In a bit more than 400 words, Adams states he’s “sorry”, insists that “this time it is different”, and that he’s “still reeling from the ripples of devastating effects that my actions triggered”. “What pain was I carrying myself that was so poorly and wrongly being projected onto others?” he asks, before mentioning that “in working through this, I have written enough music to fill half a dozen albums.”
“I hope that the people I've hurt will heal,” Adams writes, without naming any of the people in question. “And I hope that they will find a way to forgive me.”
So there we have it: a public apology that fails to reckon with any of the actual hurt, trauma, and pain that made the apology necessary in the first place. An apology that begins with “I’m sorry” and ends with a plea for salvation on its author’s behalf.
The failures of Adams’s open letter become all the more glaring once you take into consideration the fact that Moore says Adams has yet to apologize to her directly, and privately. Asked whether she believes Adams has changed during an interview with Hoda Kotb on the Today show, Moore replied: “I find it curious that someone would make a public apology but not do it privately. I’m speaking for myself but I’ve not heard from him. And I’m not looking for an apology necessarily, but I do find it curious that someone would sort of do an interview about it without actually making amends privately.”
This isn’t a detail. If you believe what Moore is saying – and why wouldn’t you, really? – then it’s hard, if not impossible, to take Adams’s apology at its word. The power of an apology lies in the way it is delivered, after all.
If you’ve ever had to apologize for anything (and if you’re old enough to read this website, I really hope you have, in fact, delivered an apology of some sort at any point in your life), then you know what the emotional experience of an apology looks like. First, you feel remorse. Then, you go through the extremely uncomfortable, usually very unpleasant process of facing the person you have wronged, telling them you realise you have wronged them, and communicating your regret in a way that feels authentic – because it is.
For an apology to be considered sincere, then the very apology itself must be the end point. In order words, an apology works, in some ways, like a declaration of love. It’s not a question. It doesn’t come with an expectation of reciprocity. It’s a string of words you have decided to put out in the world, simply because it makes moral sense to do so.
Apologizing publicly, rather than privately, also puts unjust pressure on Adams’s alleged victims to forgive him – and creates a false impression of accountability. The subtext goes like this: well, he’s apologized now!
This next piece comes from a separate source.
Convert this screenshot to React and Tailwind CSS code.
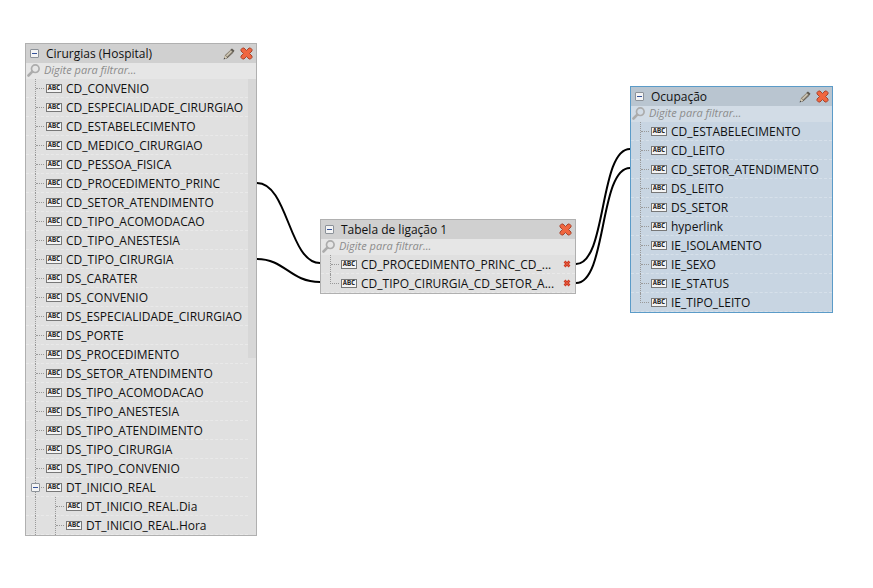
import { useState } from "react";

const hospitalFields = [
  { name: "CD_CONVENIO" },
  { name: "CD_ESPECIALIDADE_CIRURGIAO" },
  { name: "CD_ESTABELECIMENTO" },
  { name: "CD_MEDICO_CIRURGIAO" },
  { name: "CD_PESSOA_FISICA" },
  { name: "CD_PROCEDIMENTO_PRINC" },
  { name: "CD_SETOR_ATENDIMENTO" },
  { name: "CD_TIPO_ACOMODACAO" },
  { name: "CD_TIPO_ANESTESIA" },
  { name: "CD_TIPO_CIRURGIA" },
  { name: "DS_CARATER" },
  { name: "DS_CONVENIO" },
  { name: "DS_ESPECIALIDADE_CIRURGIAO" },
  { name: "DS_PORTE" },
  { name: "DS_PROCEDIMENTO" },
  { name: "DS_SETOR_ATENDIMENTO" },
  { name: "DS_TIPO_ACOMODACAO" },
  { name: "DS_TIPO_ANESTESIA" },
  { name: "DS_TIPO_ATENDIMENTO" },
  { name: "DS_TIPO_CIRURGIA" },
  { name: "DS_TIPO_CONVENIO" },
  { name: "DT_INICIO_REAL", parent: true },
  { name: "DT_INICIO_REAL.Dia", child: true },
  { name: "DT_INICIO_REAL.Hora", child: true },
];

const linkFields = [
  { name: "CD_PROCEDIMENTO_PRINC_CD_...", removable: true },
  { name: "CD_TIPO_CIRURGIA_CD_SETOR_A...", removable: true, last: true },
];

const ocupacaoFields = [
  { name: "CD_ESTABELECIMENTO" },
  { name: "CD_LEITO" },
  { name: "CD_SETOR_ATENDIMENTO" },
  { name: "DS_LEITO" },
  { name: "DS_SETOR" },
  { name: "hyperlink" },
  { name: "IE_ISOLAMENTO" },
  { name: "IE_SEXO" },
  { name: "IE_STATUS" },
  { name: "IE_TIPO_LEITO", last: true },
];

const themes = {
  gray: {
    box: "border-[#b0b0b0] bg-[#e0e0e0]",
    header: "bg-[#d0d0d0]",
    filter: "bg-[#e6e6e6]",
    line: "border-[#e9e9e9]",
  },
  blue: {
    box: "border-[#5b9bc8] bg-[#c8d5e2]",
    header: "bg-[#b9c5d0]",
    filter: "bg-[#d2dce6]",
    line: "border-[#d6e0ea]",
  },
};

const CloseIcon = () => (
  <svg viewBox="0 0 13 13" className="size-[13px]" aria-hidden="true">
    <path
      d="M1 2.5L2.5 1H4l2.500 2.500L9 1h1.500L12 2.500V4L9.500 6.500 12 9v1.500L10.500 12H9L6.500 9.500 4 12H2.500L1 10.500V9l2.500-2.500L1 4z"
      fill="#f0663f"
      stroke="#a8452e"
      strokeWidth="1"
      strokeLinejoin="round"
    />
  </svg>
);

const RemoveIcon = () => (
  <svg viewBox="0 0 8 8" className="size-2" aria-hidden="true">
    <path d="M1.500 1.500l5 5M6.500 1.500l-5 5" stroke="#cf3a22" strokeWidth="2.600" />
    <path d="M2 2l4 4M6 2l-4 4" stroke="#e2583c" strokeWidth="1" />
  </svg>
);

const PencilIcon = () => (
  <svg viewBox="0 0 12 12" className="size-3" aria-hidden="true">
    <path d="M1 11l1-4 6-5.500 2.500 2.500-6 6z" fill="#8a8274" />
    <path d="M3 7.500l5-5 1 1-5 5z" fill="#d0c9b8" />
    <path d="M7.500 1.500L9 .5l2.500 2.300-1.200 1.700z" fill="#5f5a52" />
    <path d="M1 11l.9-3.500 2.300 2.300z" fill="#d9cfb8" />
    <path d="M.6 11.400l.5-1.900 1.400 1.300z" fill="#444" />
    <path d="M3.500 10.500l6.500-6" stroke="#58524a" strokeWidth="0.800" />
  </svg>
);

const SearchIcon = () => (
  <svg viewBox="0 0 13 13" className="size-[13px] shrink-0" fill="none" aria-hidden="true">
    <circle cx="8.300" cy="4.700" r="3.800" stroke="#acacac" strokeWidth="1.700" />
    <path d="M5.300 7.700L1.500 11.500" stroke="#acacac" strokeWidth="2.600" strokeLinecap="round" />
  </svg>
);

const Toggle = ({ label, onClick, className = "" }) => (
  <button
    type="button"
    aria-label={label}
    onClick={onClick}
    className={`flex size-[9px] shrink-0 items-center justify-center rounded-[1px] border border-[#8c9299] bg-[#f4f4f4] ${className}`}
  >
    <span className="h-px w-[5px] bg-[#34529a]" />
  </button>
);

const FieldRow = ({ field, line, onToggle }) => (
  <li className={`relative flex h-[19px] items-center border-b border-dashed pl-[9px] ${line}`}>
    {field.child && (
      <span className="-mb-px w-5 shrink-0 self-stretch border-l border-dotted border-[#999]" />
    )}
    <span
      className={`-mb-px w-[9px] shrink-0 self-stretch border-dotted border-[#999] ${
        field.last ? "" : "border-l"
      }`}
    >
      <span
        className={`block h-[10px] border-b border-dotted border-[#999] ${
          field.last ? "border-l" : ""
        }`}
      />
    </span>
    {field.parent && (
      <Toggle label={field.name} onClick={onToggle} className="absolute top-[5px] left-[5px]" />
    )}
    <span className="ml-0.5 flex h-[9px] w-4 shrink-0 items-center justify-center border border-[#777] bg-[#f4f4f4] font-['DejaVu_Sans_Mono',monospace] text-[7px] leading-[7px] font-bold text-[#222]">
      ABC
    </span>
    <span className="ml-1 flex-1 pt-px whitespace-nowrap">{field.name}</span>
    {field.removable && (
      <button type="button" aria-label={`Remover ${field.name}`} className="mr-1">
        <RemoveIcon />
      </button>
    )}
  </li>
);

const TableNode = ({ title, fields, theme = "gray", editable, scrollbar, className }) => {
  const [filter, setFilter] = useState("");
  const [open, setOpen] = useState(true);
  const [expanded, setExpanded] = useState(true);
  const colors = themes[theme];

  const visible = fields.filter(
    (f) => f.name.toLowerCase().includes(filter.toLowerCase()) && (expanded || !f.child)
  );

  return (
    <section className={`absolute border ${colors.box} ${className}`}>
      <header className={`flex h-[19px] items-center pr-[3px] pl-1 ${colors.header}`}>
        <Toggle label={title} onClick={() => setOpen(!open)} />
        <h2 className="ml-[7px] flex-1 whitespace-nowrap">{title}</h2>
        {editable && (
          <button type="button" aria-label="Editar" className="mr-[5px]">
            <PencilIcon />
          </button>
        )}
        <button type="button" aria-label="Fechar">
          <CloseIcon />
        </button>
      </header>
      {open && (
        <>
          <label className={`flex h-4 items-center pb-0.5 pl-px ${colors.filter}`}>
            <SearchIcon />
            <input
              type="text"
              aria-label={`Filtrar ${title}`}
              placeholder="Digite para filtrar..."
              value={filter}
              onChange={(e) => setFilter(e.target.value)}
              className="ml-1 h-4 min-w-0 flex-1 bg-transparent text-[11px] italic outline-none placeholder:text-[#8c8c8c]"
            />
          </label>
          <div className="flex items-start">
            <ul className="min-w-0 flex-1">
              {visible.map((field) => (
                <FieldRow
                  key={field.name}
                  field={field}
                  line={colors.line}
                  onToggle={() => setExpanded(!expanded)}
                />
              ))}
            </ul>
            {scrollbar && <div className="h-[279px] w-2 bg-[#d7d7d7]" />}
          </div>
        </>
      )}
    </section>
  );
};

const App = () => {
  return (
    <main className="relative min-h-screen overflow-hidden bg-white font-['Open_Sans','Noto_Sans',sans-serif] text-[12px] leading-4 text-[#111]">
      <svg className="absolute inset-0 size-full" fill="none" stroke="#000" strokeWidth="2">
        <path d="M257 183C288 183 289 263 320 263" />
        <path d="M257 259C285 259 290 282 320 282" />
        <path d="M576 264C607 264 599 149 630 149" />
        <path d="M576 283C607 283 599 168 630 168" />
      </svg>
      <TableNode
        title="Cirurgias (Hospital)"
        fields={hospitalFields}
        editable
        scrollbar
        className="top-[43px] left-[25px] w-[232px]"
      />
      <TableNode
        title="Tabela de ligação 1"
        fields={linkFields}
        className="top-[219px] left-[320px] w-64"
      />
      <TableNode
        title="Ocupação"
        fields={ocupacaoFields}
        theme="blue"
        editable
        className="top-[86px] left-[630px] w-[203px]"
      />
    </main>
  );
};

export default App;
And he did so in front of the whole world! Isn’t that nice? Isn’t that brave? Aren’t we all ready to move on?
I can’t help but feel that typing a few words, or dictating them, or however Adams chose to deliver his public apology, requires far less vulnerability than delivering the same apology directly to the person, or people, it concerns. And I doubt it packs the same emotional punch for any of the parties involved.
If you’re really sorry, apologize privately first, and publicly only if you must. Any failure to do so is hard to interpret as anything other than posturing.